22/01/2022
Articles and views shared in the Weekly News Report do not necessarily represent ARM’s views. Information in these articles has not been fact-checked by ARM and may contain some errors. ARM is simply compiling all news relevant to migrant communities to inform our advocacy efforts and to facilitate the work of organizations who cater to migrant communities.
Honorary Consul of Kenyan Makes False Accusations against Kenyan Protestors [here]
The honorary consul of Kenya in Lebanon, Sayed Chalouhi, denounced the protest outside the consulate in an interview with Al Jazeera, making the following notorious claims about the women:
“[…] Most of the protesters “don’t want to go home” and are being paid or supported by covert NGOs who only want to attract negative attention to Lebanon’s kafala system”
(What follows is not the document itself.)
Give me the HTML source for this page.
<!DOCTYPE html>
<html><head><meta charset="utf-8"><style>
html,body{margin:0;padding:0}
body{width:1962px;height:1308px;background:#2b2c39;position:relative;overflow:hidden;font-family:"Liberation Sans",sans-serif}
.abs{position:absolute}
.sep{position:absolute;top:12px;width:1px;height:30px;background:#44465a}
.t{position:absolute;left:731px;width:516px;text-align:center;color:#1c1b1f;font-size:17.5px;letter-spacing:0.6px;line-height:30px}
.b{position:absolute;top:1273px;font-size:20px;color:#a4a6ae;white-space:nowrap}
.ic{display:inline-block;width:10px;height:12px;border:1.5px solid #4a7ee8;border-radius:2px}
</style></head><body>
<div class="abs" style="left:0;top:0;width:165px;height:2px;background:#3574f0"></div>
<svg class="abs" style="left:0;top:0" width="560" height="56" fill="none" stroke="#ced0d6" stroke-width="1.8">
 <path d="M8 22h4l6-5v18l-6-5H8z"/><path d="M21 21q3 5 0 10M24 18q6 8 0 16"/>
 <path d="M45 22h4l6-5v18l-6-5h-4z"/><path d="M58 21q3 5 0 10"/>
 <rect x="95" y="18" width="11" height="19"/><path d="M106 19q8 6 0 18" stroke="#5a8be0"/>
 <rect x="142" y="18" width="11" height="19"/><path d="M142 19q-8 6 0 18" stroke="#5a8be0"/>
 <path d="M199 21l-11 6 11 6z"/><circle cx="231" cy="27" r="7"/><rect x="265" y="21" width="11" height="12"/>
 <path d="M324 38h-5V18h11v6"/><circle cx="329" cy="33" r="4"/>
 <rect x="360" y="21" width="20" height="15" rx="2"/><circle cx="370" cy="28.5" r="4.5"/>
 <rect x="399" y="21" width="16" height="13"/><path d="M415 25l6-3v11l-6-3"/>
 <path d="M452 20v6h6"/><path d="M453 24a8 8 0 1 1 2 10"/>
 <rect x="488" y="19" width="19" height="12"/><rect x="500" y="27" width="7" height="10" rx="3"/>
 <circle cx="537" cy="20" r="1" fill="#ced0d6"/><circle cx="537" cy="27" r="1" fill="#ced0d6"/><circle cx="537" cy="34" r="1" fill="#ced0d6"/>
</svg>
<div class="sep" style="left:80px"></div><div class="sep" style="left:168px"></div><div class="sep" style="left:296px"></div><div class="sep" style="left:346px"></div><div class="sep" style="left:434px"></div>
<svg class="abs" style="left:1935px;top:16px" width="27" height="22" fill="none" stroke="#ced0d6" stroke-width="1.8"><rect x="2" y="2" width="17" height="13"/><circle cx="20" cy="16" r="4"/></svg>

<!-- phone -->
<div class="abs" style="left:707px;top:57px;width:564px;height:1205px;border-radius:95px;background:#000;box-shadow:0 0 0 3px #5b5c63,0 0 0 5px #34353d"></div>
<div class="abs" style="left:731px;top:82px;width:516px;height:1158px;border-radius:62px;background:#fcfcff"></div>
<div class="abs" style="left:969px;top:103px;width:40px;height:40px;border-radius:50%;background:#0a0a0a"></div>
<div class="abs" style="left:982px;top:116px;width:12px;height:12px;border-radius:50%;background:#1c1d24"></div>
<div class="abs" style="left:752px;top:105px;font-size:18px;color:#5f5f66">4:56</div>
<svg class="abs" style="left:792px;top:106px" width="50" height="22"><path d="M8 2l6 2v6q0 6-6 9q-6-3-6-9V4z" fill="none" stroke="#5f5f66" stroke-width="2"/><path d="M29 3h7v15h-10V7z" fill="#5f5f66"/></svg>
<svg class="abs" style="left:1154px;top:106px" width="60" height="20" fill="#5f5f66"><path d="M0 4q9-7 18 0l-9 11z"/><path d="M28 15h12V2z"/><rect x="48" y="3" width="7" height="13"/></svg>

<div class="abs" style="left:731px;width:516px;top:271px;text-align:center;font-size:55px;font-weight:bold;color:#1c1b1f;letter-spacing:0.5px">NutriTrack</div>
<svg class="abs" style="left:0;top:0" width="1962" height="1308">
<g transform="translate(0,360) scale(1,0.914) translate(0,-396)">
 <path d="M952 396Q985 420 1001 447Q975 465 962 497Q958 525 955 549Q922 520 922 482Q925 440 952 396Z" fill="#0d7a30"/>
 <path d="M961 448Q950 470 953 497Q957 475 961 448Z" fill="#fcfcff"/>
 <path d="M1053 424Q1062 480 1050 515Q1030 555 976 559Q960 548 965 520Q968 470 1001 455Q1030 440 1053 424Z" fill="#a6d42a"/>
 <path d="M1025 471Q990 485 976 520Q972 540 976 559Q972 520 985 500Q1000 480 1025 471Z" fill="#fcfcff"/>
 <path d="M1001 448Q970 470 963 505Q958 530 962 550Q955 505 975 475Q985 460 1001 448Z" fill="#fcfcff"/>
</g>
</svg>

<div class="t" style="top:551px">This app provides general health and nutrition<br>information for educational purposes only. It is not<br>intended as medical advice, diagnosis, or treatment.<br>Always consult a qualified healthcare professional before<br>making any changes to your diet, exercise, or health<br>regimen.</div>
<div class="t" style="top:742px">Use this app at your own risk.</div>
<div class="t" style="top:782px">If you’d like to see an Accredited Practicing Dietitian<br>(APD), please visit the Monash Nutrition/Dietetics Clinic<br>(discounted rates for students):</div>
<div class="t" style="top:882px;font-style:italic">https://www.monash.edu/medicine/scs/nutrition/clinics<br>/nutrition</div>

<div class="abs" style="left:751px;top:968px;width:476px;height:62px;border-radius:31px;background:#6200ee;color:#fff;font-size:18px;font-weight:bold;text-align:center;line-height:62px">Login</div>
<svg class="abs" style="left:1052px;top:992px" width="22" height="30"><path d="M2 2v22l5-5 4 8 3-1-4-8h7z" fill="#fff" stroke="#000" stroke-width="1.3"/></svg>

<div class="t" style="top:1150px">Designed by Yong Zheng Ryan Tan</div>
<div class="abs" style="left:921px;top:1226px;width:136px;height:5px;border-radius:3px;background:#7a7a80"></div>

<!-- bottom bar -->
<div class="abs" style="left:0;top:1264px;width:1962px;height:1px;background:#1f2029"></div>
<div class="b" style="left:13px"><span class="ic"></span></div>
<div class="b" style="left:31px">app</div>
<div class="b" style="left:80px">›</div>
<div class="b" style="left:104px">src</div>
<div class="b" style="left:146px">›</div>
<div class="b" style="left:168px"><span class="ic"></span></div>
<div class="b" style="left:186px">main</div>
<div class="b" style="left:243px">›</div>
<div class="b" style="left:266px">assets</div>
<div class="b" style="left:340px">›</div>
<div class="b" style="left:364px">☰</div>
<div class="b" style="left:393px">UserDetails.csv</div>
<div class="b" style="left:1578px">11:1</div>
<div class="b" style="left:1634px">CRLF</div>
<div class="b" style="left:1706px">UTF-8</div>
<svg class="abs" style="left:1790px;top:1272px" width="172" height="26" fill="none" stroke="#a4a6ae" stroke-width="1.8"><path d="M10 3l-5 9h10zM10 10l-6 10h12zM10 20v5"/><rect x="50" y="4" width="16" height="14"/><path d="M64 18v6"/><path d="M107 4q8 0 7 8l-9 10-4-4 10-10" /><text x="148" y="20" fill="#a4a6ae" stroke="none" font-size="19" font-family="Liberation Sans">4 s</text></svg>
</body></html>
“The majority of girls run away from their employer only to work in the black market, to do prostitution or drug business”
“Half of the ladies in front of the embassy at night, they go to do prostitution. If you go to Nairobi you will see how Nairobi is at night”
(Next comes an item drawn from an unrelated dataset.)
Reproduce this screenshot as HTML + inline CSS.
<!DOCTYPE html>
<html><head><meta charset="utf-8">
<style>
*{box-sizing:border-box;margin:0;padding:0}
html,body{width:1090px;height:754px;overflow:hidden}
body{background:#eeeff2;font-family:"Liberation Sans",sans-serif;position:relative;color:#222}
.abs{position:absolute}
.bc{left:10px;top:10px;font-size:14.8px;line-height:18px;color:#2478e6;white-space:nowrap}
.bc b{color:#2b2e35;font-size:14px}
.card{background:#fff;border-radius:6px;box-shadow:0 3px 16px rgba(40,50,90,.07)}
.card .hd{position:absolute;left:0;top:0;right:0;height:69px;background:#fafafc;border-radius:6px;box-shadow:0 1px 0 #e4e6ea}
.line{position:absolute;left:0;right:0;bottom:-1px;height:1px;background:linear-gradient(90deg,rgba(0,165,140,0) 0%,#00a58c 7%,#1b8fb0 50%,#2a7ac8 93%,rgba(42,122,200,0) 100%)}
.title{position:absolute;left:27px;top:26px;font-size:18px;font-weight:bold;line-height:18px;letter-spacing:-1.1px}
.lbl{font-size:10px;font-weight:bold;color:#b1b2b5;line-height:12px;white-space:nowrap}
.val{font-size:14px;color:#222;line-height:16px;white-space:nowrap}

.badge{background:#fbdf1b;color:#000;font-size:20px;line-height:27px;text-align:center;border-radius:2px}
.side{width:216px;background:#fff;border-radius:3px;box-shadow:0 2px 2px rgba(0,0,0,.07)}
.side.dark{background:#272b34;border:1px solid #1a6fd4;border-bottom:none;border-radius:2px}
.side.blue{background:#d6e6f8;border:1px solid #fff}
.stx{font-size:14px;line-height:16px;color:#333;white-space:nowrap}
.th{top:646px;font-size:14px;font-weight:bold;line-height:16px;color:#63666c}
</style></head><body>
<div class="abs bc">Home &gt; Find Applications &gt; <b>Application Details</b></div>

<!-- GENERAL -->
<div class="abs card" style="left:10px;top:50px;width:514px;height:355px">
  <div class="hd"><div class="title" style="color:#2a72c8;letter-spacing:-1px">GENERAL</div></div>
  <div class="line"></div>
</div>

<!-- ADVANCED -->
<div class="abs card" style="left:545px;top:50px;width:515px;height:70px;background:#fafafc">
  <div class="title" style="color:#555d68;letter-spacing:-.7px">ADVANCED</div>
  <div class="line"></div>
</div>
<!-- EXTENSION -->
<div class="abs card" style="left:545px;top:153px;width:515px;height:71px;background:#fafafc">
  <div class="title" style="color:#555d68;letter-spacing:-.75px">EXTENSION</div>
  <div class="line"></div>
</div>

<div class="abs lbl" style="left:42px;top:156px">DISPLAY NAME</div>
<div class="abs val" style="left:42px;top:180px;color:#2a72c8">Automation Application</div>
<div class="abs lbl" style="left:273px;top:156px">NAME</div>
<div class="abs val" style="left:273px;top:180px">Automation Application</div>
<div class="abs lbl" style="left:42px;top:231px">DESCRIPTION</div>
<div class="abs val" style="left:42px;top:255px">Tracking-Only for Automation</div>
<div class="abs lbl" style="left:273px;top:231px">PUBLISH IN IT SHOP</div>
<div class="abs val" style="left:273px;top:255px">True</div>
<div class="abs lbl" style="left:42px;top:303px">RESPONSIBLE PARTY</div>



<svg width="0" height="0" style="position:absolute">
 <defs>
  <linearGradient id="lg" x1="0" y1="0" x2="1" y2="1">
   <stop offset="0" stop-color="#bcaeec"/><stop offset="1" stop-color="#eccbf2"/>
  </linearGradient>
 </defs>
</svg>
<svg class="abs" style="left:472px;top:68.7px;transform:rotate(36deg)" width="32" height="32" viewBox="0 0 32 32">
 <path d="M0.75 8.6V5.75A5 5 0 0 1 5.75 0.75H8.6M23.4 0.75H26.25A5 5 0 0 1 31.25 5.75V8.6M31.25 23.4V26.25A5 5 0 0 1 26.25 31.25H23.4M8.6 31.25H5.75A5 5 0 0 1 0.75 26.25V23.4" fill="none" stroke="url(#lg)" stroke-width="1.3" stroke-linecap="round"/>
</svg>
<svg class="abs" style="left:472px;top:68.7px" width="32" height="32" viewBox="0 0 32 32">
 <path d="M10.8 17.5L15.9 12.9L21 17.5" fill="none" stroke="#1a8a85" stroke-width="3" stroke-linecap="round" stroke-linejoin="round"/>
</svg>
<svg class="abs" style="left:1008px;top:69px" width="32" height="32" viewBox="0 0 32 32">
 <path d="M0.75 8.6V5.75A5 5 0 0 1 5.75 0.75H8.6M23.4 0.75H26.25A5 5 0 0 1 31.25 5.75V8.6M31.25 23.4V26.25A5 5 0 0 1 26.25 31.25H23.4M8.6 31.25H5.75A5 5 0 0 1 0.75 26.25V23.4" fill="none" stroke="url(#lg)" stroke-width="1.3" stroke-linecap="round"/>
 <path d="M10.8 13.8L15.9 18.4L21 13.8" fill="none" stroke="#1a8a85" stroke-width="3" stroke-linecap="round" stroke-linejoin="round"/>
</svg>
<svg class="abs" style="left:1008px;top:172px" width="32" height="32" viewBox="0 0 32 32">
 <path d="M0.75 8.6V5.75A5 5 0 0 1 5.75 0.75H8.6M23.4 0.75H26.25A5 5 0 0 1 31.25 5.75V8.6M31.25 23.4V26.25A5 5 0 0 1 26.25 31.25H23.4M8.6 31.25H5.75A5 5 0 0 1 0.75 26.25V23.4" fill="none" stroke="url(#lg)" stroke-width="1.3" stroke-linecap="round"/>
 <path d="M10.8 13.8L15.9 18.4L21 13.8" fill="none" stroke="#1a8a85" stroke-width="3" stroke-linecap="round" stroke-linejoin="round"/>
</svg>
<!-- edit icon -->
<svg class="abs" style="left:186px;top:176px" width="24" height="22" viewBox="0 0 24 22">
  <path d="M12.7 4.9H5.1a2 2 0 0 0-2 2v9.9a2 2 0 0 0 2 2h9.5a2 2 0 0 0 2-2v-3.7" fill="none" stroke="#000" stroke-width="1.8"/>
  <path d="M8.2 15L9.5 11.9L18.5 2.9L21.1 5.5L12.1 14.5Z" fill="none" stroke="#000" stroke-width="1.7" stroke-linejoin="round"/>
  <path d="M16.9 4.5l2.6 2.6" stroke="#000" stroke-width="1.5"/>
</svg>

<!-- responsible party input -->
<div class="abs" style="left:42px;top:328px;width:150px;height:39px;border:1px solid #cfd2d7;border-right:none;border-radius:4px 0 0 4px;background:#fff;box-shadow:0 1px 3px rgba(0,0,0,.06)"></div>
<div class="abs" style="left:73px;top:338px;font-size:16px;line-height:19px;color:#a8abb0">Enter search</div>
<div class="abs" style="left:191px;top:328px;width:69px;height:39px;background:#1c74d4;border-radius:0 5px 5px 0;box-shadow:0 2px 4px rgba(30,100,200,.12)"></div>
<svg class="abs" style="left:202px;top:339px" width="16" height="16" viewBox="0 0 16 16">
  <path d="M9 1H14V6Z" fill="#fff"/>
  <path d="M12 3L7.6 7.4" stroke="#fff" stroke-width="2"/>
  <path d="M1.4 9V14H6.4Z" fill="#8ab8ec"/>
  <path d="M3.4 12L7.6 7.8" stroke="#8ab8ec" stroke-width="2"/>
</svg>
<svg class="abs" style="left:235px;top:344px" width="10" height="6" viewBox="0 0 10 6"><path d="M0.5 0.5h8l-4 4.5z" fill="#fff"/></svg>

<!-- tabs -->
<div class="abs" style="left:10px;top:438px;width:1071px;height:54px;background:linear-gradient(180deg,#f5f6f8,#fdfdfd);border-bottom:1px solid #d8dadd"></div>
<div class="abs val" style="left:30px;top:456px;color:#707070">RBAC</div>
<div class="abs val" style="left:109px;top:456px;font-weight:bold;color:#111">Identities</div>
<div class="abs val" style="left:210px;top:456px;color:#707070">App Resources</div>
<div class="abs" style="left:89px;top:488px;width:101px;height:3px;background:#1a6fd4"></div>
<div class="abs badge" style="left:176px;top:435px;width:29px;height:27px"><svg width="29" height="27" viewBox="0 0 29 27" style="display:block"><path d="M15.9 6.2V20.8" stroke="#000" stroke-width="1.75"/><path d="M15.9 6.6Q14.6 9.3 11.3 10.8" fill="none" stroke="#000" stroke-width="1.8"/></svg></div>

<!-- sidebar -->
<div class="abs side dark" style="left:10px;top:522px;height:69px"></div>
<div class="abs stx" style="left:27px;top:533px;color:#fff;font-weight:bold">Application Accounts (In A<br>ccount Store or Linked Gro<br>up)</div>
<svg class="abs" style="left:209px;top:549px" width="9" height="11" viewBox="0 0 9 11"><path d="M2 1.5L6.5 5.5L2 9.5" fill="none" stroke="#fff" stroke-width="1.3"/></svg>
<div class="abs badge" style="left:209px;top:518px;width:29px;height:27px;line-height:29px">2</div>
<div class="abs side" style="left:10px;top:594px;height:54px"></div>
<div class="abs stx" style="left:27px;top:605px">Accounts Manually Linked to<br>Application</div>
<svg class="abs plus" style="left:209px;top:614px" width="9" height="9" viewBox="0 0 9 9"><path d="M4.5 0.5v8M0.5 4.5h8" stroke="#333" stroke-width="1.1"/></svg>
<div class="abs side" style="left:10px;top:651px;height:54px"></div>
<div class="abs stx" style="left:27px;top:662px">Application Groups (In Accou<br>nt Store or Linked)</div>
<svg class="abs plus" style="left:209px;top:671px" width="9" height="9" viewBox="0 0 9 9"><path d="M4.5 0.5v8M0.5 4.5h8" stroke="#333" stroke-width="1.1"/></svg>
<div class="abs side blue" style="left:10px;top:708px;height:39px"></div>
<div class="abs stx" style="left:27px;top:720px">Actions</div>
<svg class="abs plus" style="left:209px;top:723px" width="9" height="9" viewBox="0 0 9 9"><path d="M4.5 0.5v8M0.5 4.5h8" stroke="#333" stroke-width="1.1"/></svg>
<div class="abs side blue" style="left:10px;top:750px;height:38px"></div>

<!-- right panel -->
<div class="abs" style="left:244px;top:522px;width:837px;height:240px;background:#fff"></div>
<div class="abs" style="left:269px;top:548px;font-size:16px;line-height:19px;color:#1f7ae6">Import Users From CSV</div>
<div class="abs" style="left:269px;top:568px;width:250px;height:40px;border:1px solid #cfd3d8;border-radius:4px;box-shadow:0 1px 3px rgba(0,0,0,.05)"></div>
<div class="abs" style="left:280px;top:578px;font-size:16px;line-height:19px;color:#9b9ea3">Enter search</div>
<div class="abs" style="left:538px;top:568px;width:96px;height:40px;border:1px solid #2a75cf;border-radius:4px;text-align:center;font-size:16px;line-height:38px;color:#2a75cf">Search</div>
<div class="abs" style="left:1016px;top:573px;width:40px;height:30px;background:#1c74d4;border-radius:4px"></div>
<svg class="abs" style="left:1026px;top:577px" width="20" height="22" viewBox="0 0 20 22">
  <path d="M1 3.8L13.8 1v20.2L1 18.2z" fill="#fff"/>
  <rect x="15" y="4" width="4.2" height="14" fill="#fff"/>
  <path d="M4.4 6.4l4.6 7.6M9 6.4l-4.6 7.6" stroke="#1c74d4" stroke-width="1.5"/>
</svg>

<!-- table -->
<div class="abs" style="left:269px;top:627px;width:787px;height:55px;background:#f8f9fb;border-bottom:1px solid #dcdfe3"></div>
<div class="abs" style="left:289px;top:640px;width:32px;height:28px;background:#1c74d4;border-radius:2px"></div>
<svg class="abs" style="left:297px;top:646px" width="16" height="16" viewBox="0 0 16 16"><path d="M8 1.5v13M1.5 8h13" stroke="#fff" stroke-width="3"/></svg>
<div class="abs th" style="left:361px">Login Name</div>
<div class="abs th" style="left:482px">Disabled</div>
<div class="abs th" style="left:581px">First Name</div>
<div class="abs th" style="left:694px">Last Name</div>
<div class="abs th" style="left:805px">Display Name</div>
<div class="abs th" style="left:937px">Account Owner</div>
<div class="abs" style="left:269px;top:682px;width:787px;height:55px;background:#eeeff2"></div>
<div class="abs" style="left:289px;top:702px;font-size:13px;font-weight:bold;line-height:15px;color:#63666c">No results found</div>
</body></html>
“These people are really ungrateful,”
“Most of them, 90 percent of them, they’ve been calling me ‘daddy’, ‘dad’ for years. This is how you treat me?”
More Kenyan Women to Be Repatriated Soon while New SUC is in the Work by NCLW [here]
Nineteen Kenyan women will be traveling soon with the support of the International Organization for Migration (IOM), after 3 already left and 69 still await for their requests to be processed. The Kenyan embassy in Kuwait, which is tasked with overseeing the honorary consulate in Lebanon, sent a representative this week to oversee the processing of the laissez-passer documents of the women whose passports were confiscated by their employers.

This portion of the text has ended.